Minimum down payment required for a second home:
Regardless of the location, as long as the property you’re purchasing is intended for family occupancy at one point throughout the year, the minimum down payment requirement is 5% for the first $500,000 and 10% for any value above $500,000 – the same requirements as the down payment on a primary residence.
Assets needed for a vacation home purchase:
As mentioned above, credit, down payment and income vs debt ratios are all important requirements for being approved for any type of mortgage, including one for a second home.
Credit score and income:
You must have both a strong credit score and income in order to be approved for a second home mortgage program. You typically need a credit score of at least 680 to qualify for the lowest down payment options and best interest rates available. And if your credit score is a bit lower, a larger down payment may make up for the lower score.
IMPORTANT: If you’re planning to buy a property and rent it out, it’s considered an ‘investment property’ – not a second home – and will require a different type of mortgage
Frequently Asked Questions
Can I take out a second mortgage to buy a vacation home?
Yes, you may be able to take out a second mortgage to buy a vacation property or second home, but it’s important to keep in mind that both interest rates and down payments on second mortgages are higher than for traditional second home mortgage programs.
Are mortgage rates higher for second homes in Canada?

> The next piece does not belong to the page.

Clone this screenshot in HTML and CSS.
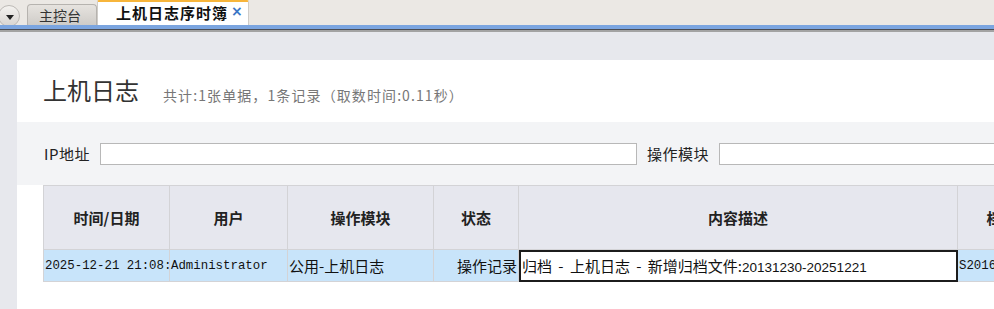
FILE: index.html
```html
<!DOCTYPE html>
<html lang="zh-CN">
<head>
  <meta charset="UTF-8">
  <title>上机日志序时簿</title>
  <link rel="stylesheet" href="styles.css">
</head>
<body>
  <div class="tabbar">
    <div class="menu-btn"><span class="arrow"></span></div>
    <div class="tab">主控台</div>
    <div class="tab active">上机日志序时簿<span class="close">×</span></div>
  </div>
  <div class="tabline"></div>

  <div class="page">
    <div class="panel">
      <div class="panel-head">
        <h1 class="title">上机日志</h1>
        <span class="summary">共计:1张单据，1条记录（取数时间:0.11秒）</span>
      </div>

      <div class="filter">
        <label class="filter-label">IP地址</label>
        <input class="filter-input ip" type="text">
        <label class="filter-label">操作模块</label>
        <input class="filter-input module" type="text">
      </div>

      <table class="grid">
        <colgroup>
          <col style="width:126px">
          <col style="width:118px">
          <col style="width:146px">
          <col style="width:85px">
          <col style="width:439px">
          <col style="width:118px">
        </colgroup>
        <thead>
          <tr>
            <th>时间/日期</th>
            <th>用户</th>
            <th>操作模块</th>
            <th>状态</th>
            <th>内容描述</th>
            <th>档案编号</th>
          </tr>
        </thead>
        <tbody>
          <tr class="selected">
            <td class="mono">2025-12-21 21:08:</td>
            <td class="mono">Administrator</td>
            <td>公用-上机日志</td>
            <td class="right">操作记录</td>
            <td class="editing">归档 - 上机日志 - 新增归档文件:<span class="num">20131230-20251221</span></td>
            <td class="mono">S2016</td>
          </tr>
        </tbody>
      </table>
    </div>
  </div>
</body>
</html>
```

FILE: styles.css
```css
body {
  margin: 0;
  font-family: "Noto Sans CJK SC", "Liberation Sans", sans-serif;
  color: #222;
  background: #e7e8ed;
  height: 309px;
  overflow: hidden;
}
.tabbar {
  display: flex;
  align-items: flex-end;
  height: 25px;
  background: #ebe8e4;
  overflow: hidden;
}
.menu-btn {
  align-self: flex-start;
  margin: 5px 0 0 -2px;
  width: 22px;
  height: 22px;
  border-radius: 50%;
  border: 1px solid #bdbab6;
  background: linear-gradient(#f4f2ef, #d8d5d1);
  box-sizing: border-box;
  position: relative;
}
.arrow {
  position: absolute;
  left: 7px;
  top: 9px;
  border-left: 4px solid transparent;
  border-right: 4px solid transparent;
  border-top: 5px solid #222;
}
.tab {
  height: 21px;
  margin-left: 7px;
  width: 70px;
  box-sizing: border-box;
  border: 1px solid #b6b3af;
  border-bottom: none;
  border-radius: 4px 4px 0 0;
  background: linear-gradient(#e6e3df, #cfccc8);
  font-size: 14px;
  line-height: 20px;
  padding-left: 11px;
  color: #333;
}
.tab.active {
  margin-left: 0;
  width: 152px;
  height: 25px;
  border: 1px solid #cfccc8;
  border-top: 2px solid #f7b53b;
  border-bottom: none;
  border-radius: 2px 2px 0 0;
  background: #fff;
  font-size: 15px;
  font-weight: bold;
  letter-spacing: 1px;
  line-height: 21px;
  padding-left: 18px;
  color: #111;
}
.close {
  color: #3b77c6;
  font-family: "DejaVu Sans", sans-serif;
  font-size: 14px;
  margin-left: 3px;
  position: relative;
  top: -3px;
}
.tabline {
  height: 4px;
  background: #7ba5e0;
  border-bottom: 1px solid #4a4d55;
  box-shadow: 0 2px 0 #a3a3a3;
}
.page {
  padding: 30px 0 0 17px;
}
.panel {
  background: #fff;
  height: 249px;
  overflow: hidden;
}
.panel-head {
  height: 62px;
  display: flex;
  align-items: baseline;
  padding-left: 26px;
}
.title {
  margin: 0;
  font-size: 24px;
  font-weight: normal;
  color: #333;
  line-height: 62px;
  position: relative;
  top: -1px;
}
.summary {
  margin-left: 24px;
  font-size: 14px;
  letter-spacing: 1.1px;
  color: #777;
}
.filter {
  height: 63px;
  background: #f3f4f6;
  display: flex;
  align-items: center;
  padding-left: 27px;
}
.filter-label {
  font-size: 15px;
  letter-spacing: 0.5px;
  color: #222;
  margin-right: 10px;
  white-space: nowrap;
  flex-shrink: 0;
}
.filter-input {
  height: 22px;
  box-sizing: border-box;
  border: 1px solid #b8b8b8;
  background: #fff;
  margin: 0;
  padding: 0 4px;
  flex-shrink: 0;
}
.filter-input.ip {
  width: 537px;
  margin-right: 10px;
}
.filter-input.module {
  width: 300px;
}
.grid {
  margin-left: 26px;
  border-collapse: collapse;
  table-layout: fixed;
  width: 1032px;
}
.grid th,
.grid td {
  border: 1px solid #d3d3d6;
  white-space: nowrap;
  overflow: hidden;
  padding: 0 1px;
}
.grid th {
  height: 63px;
  background: #e6e7ee;
  font-size: 15px;
  font-weight: bold;
  color: #222;
}
.grid td {
  height: 31px;
  font-size: 15px;
  color: #111;
}
.selected td {
  background: #c8e4fa;
}
.grid td.mono {
  font-family: "Liberation Mono", monospace;
  font-size: 12.4px;
}
.grid td.right {
  text-align: right;
}
.grid td.editing {
  background: #fff;
  outline: 2px solid #1c1c1c;
  outline-offset: -2px;
  padding-left: 3px;
  word-spacing: 3px;
}
.num {
  font-family: "Liberation Sans", sans-serif;
  font-size: 13.5px;
  word-spacing: 0;
}
```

Yes. Interest rates are slightly higher for second home mortgage programs because the risk level seen by lenders for this type of property is higher than for your primary residence.
Do vacation home loans have residency requirements?
Yes. You have to plan to occupy the property at some point throughout the year in order to qualify for a second home mortgage program. That’s because if you plan to rent the property out full-time, it’s then considered an investment property as opposed to a second home. Investment property loans come with higher interest rates and different loan requirements because they’re considered higher risk by lenders.